His eyes lit up and he pounded his desk. "YES!"
Here's a mid-40’s executive getting excited about a 20+-year-old noir sci-fi film, and it perfectly encapsulates where our industry is heading. Frankly, this has always been my vision. Deep down, whether they realize it or not, every sporting director I’ve met with seems to want that same hyper-intuitive, gesture-based interface Tom Cruise used to manipulate holographic data in 2002.
Here's what so many folks get wrong: they think chat interfaces are the endgame. Chat isn't the product! It's just the first iteration. It’s like the training wheels of AI interaction. The real revolution will be super dynamic user experiences that feel as natural as having a conversation with your most trusted scout–just 50X faster.
The future of squad planning won't be about scrolling through endless dashboards or typing queries into chat boxes. It’ll be about intuitive interfaces where you and your whole team can literally pull apart a player's performance data, or a number of comparative prospects in 3-D, compare tactical fits across multiple scenarios and visualize transfer impact in real-time. You want to see the data move, breathe and respond to your questions as naturally as pointing at a whiteboard.

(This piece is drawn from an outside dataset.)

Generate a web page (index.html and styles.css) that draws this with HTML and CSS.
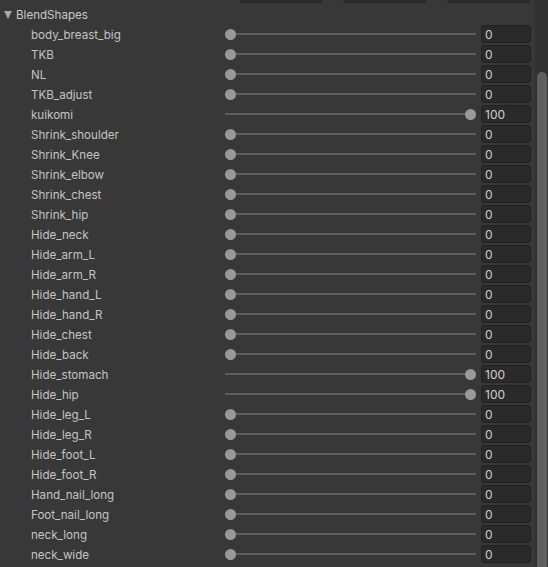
FILE: index.html
```html
<!DOCTYPE html>
<html>
<head>
<meta charset="utf-8">
<link rel="stylesheet" href="styles.css">
</head>
<body>
<div class="window">
  <div class="main">
    <div class="topbar">
      <div class="tbtn b1"></div>
      <div class="tbtn b2"></div>
      <div class="tbtn b3"></div>
    </div>
    <div class="header">
      <span class="tri"></span>
      <span class="htext">BlendShapes</span>
    </div>
    <div class="rows" id="rows"></div>
  </div>
  <div class="scrollbar"><div class="thumb"></div></div>
</div>
<script src="script.js"></script>
</body>
</html>
```
FILE: script.js
```js
const data = [
  ["body_breast_big",0],["TKB",0],["NL",0],["TKB_adjust",0],["kuikomi",100],
  ["Shrink_shoulder",0],["Shrink_Knee",0],["Shrink_elbow",0],["Shrink_chest",0],
  ["Shrink_hip",0],["Hide_neck",0],["Hide_arm_L",0],["Hide_arm_R",0],
  ["Hide_hand_L",0],["Hide_hand_R",0],["Hide_chest",0],["Hide_back",0],
  ["Hide_stomach",100],["Hide_hip",100],["Hide_leg_L",0],["Hide_leg_R",0],
  ["Hide_foot_L",0],["Hide_foot_R",0],["Hand_nail_long",0],["Foot_nail_long",0],
  ["neck_long",0],["neck_wide",0]
];
const rows = document.getElementById('rows');
for (const [name, v] of data) {
  const r = document.createElement('div');
  r.className = 'row';
  r.innerHTML =
    '<span class="label">' + name + '</span>' +
    '<div class="slider"><div class="track"></div>' +
    '<div class="knob" style="left:' + (v * 2.4) + 'px"></div></div>' +
    '<div class="field">' + v + '</div>';
  rows.appendChild(r);
}
```
FILE: styles.css
```css
html, body {
  margin: 0;
  padding: 0;
  background: #383838;
  overflow: hidden;
}
body {
  font-family: Inter, "Noto Sans", sans-serif;
  font-size: 11.6px;
  color: #c4c4c4;
}
.window {
  display: flex;
  width: 548px;
  height: 567px;
}
.main {
  width: 535px;
  flex: none;
}
.topbar {
  height: 4px;
  display: flex;
  padding-left: 240px;
  gap: 20px;
}
.tbtn {
  height: 2px;
  background: #2c2c2c;
  border-bottom: 1px solid #242424;
  border-radius: 0 0 3px 3px;
}
.b1 { width: 83px; }
.b2 { width: 84px; }
.b3 { width: 83px; }
.header {
  height: 20px;
  display: flex;
  align-items: center;
  padding-left: 4px;
}
.tri {
  width: 0;
  height: 0;
  border-left: 4px solid transparent;
  border-right: 4px solid transparent;
  border-top: 8px solid #a8a8a8;
  margin-right: 4px;
  margin-top: 1px;
}
.htext {
  color: #c8c8c8;
  padding-top: 1px;
}
.row {
  height: 20px;
  display: flex;
  align-items: center;
}
.label {
  width: 194px;
  padding-left: 31px;
  padding-top: 1px;
  flex: none;
  white-space: nowrap;
}
.slider {
  position: relative;
  width: 251px;
  height: 20px;
  flex: none;
}
.track {
  position: absolute;
  left: 0;
  right: 0;
  top: 9px;
  height: 2px;
  background: #5e5e5e;
}
.knob {
  position: absolute;
  top: 4.5px;
  width: 11px;
  height: 11px;
  border-radius: 50%;
  background: #999999;
}
.field {
  margin-left: 5px;
  height: 16px;
  line-height: 17px;
  background: #2a2a2a;
  border: 1px solid #212121;
  border-radius: 3px;
  padding-left: 3px;
  box-sizing: content-box;
  width: 45px;
  font-size: 12px;
  color: #d0d0d0;
}
.scrollbar {
  width: 13px;
  flex: none;
  background: #313131;
  position: relative;
}
.thumb {
  position: absolute;
  left: 2px;
  right: 1px;
  top: 72px;
  bottom: 0;
  background: #5f5f5f;
  border-radius: 5px 5px 0 0;
}
```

The clubs that embrace this shift toward dynamic, AI-driven user experiences will have a massive competitive advantage in the transfer market. The ones still thinking that Tableau or R-Shiny dashboards are best practice will get left behind. They’re making decisions with yesterday's tools in tomorrow's game.
The more I think about it, the more inspired I get by the idea of that Minority Report-syle user experience, and the more excited I get by the realization that we can bring it to life sooner than I ever imagined possible.